[Stated exercise] Your task is to copy each line that has the word "this".

[Data listing]
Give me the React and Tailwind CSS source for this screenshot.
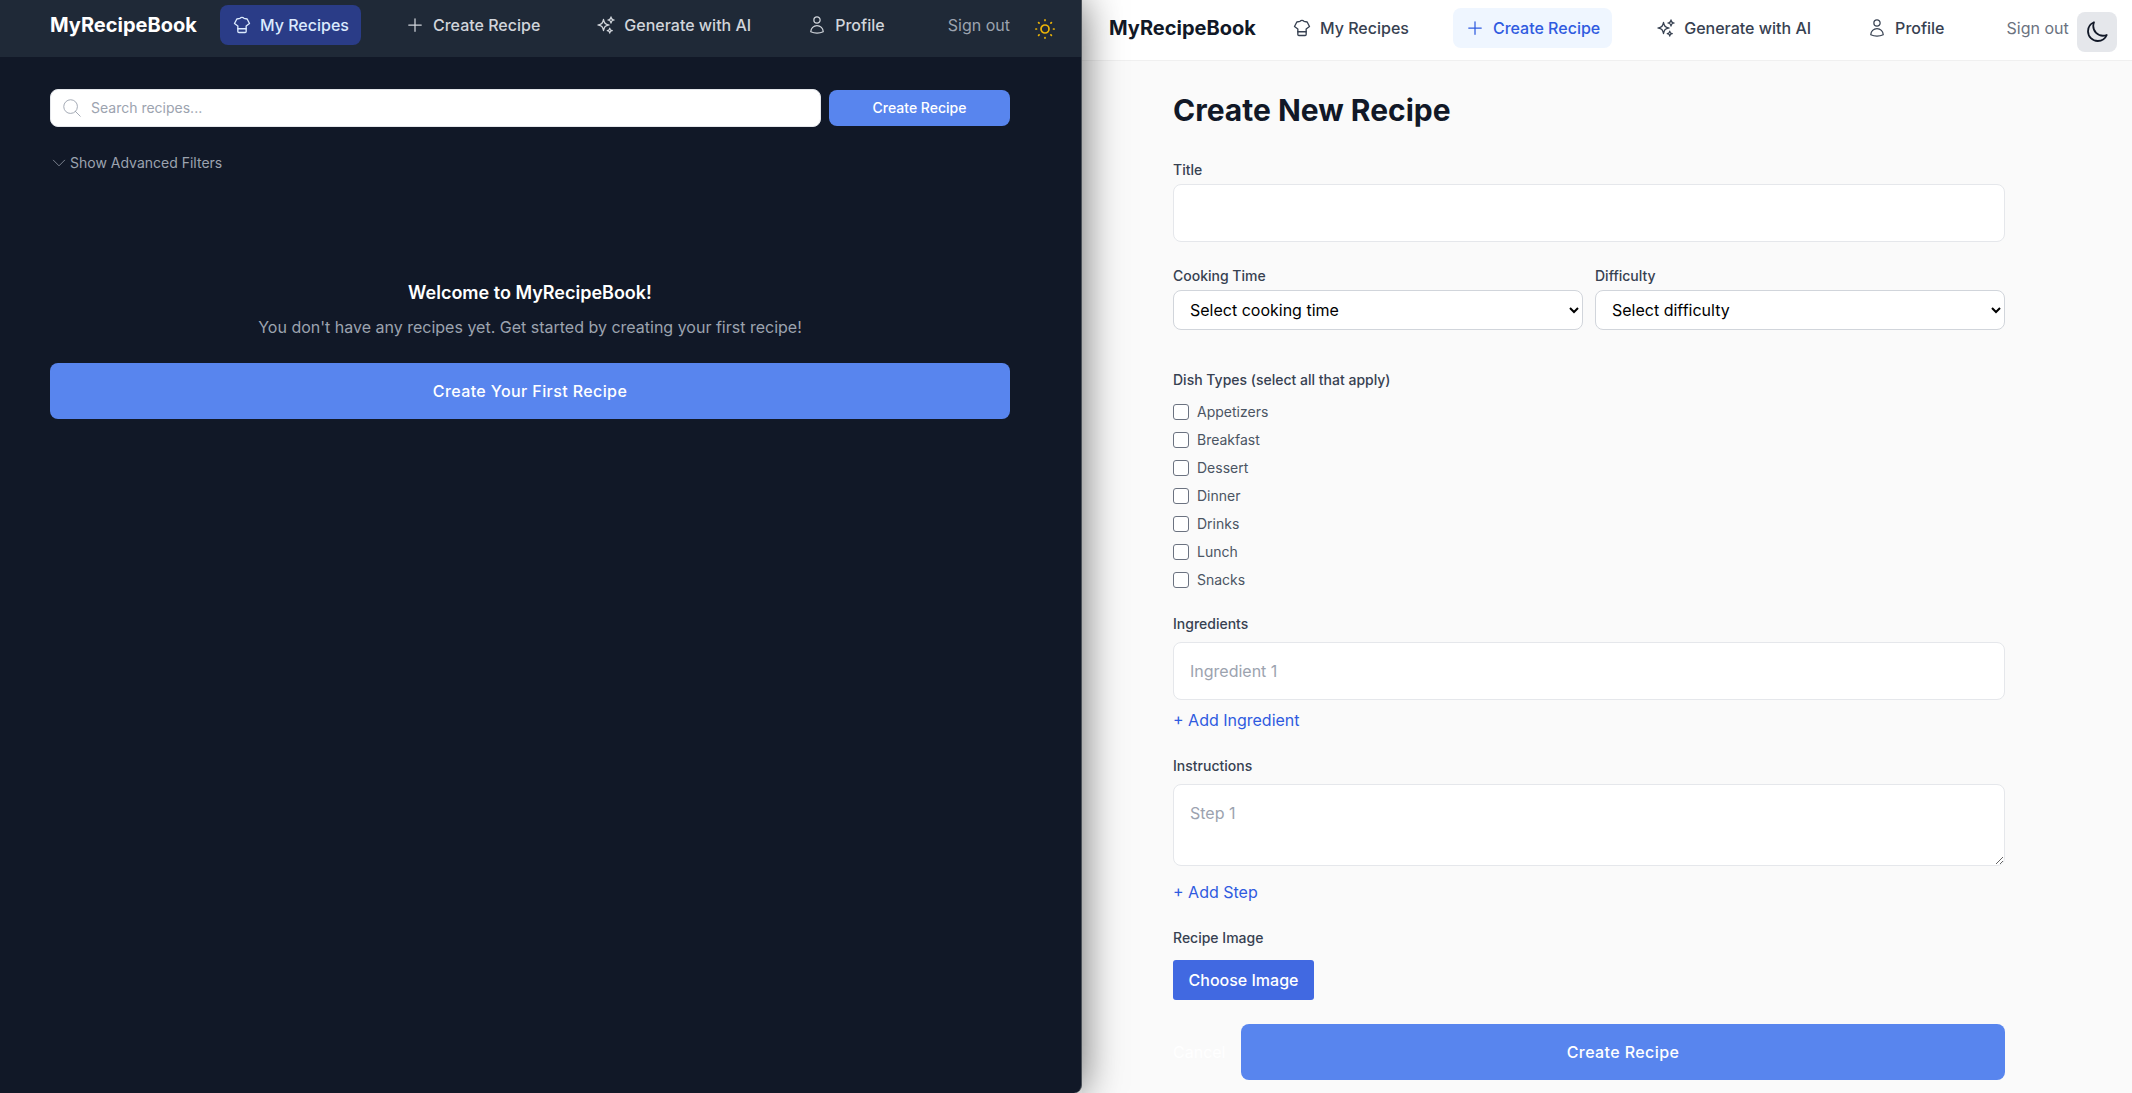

...

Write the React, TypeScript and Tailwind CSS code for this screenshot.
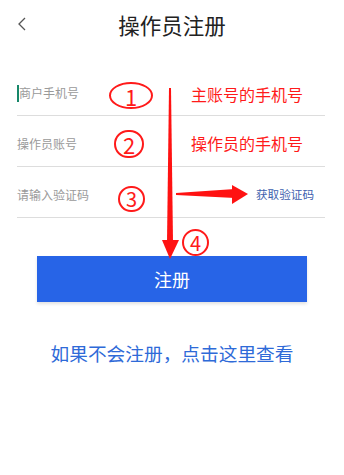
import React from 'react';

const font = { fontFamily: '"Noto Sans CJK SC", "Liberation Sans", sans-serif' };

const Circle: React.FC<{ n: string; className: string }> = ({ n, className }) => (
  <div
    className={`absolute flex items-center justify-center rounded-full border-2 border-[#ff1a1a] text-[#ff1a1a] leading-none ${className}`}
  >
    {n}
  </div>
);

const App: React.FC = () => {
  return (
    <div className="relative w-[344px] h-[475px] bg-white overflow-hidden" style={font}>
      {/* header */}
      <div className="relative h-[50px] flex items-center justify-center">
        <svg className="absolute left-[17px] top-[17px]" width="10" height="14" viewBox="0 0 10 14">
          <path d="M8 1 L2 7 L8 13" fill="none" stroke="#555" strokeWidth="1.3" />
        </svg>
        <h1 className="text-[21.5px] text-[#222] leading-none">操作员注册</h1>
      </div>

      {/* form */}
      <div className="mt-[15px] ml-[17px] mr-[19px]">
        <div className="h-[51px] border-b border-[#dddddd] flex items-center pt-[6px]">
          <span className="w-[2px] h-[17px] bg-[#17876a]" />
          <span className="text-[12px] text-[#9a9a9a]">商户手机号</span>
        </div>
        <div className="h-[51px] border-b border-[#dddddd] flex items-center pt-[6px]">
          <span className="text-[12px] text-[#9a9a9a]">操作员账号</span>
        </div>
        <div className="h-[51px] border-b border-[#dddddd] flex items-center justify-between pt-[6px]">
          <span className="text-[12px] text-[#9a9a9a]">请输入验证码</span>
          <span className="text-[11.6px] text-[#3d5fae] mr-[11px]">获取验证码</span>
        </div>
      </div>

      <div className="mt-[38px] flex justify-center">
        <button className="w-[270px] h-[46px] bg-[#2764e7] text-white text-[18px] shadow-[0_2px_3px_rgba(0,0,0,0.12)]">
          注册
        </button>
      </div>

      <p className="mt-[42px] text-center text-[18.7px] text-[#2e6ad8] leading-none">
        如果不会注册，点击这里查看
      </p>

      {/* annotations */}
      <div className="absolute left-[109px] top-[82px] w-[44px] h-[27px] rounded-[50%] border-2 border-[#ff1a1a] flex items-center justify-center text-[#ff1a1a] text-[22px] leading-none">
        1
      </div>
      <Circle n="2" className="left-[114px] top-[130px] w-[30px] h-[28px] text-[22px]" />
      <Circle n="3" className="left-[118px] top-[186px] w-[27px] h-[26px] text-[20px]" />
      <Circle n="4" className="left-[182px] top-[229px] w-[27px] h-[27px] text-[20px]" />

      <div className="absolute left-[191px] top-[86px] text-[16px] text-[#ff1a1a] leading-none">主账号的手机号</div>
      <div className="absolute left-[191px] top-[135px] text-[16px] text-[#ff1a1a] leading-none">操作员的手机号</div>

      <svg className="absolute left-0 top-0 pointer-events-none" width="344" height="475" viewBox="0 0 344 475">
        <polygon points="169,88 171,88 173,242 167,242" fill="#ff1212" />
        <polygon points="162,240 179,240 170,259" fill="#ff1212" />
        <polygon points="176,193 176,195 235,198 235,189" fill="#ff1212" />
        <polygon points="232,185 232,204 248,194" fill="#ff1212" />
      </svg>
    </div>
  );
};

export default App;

[Task result]
Give me the React and Tailwind CSS source for this screenshot.
Write the React, TypeScript and Tailwind CSS code for this screenshot.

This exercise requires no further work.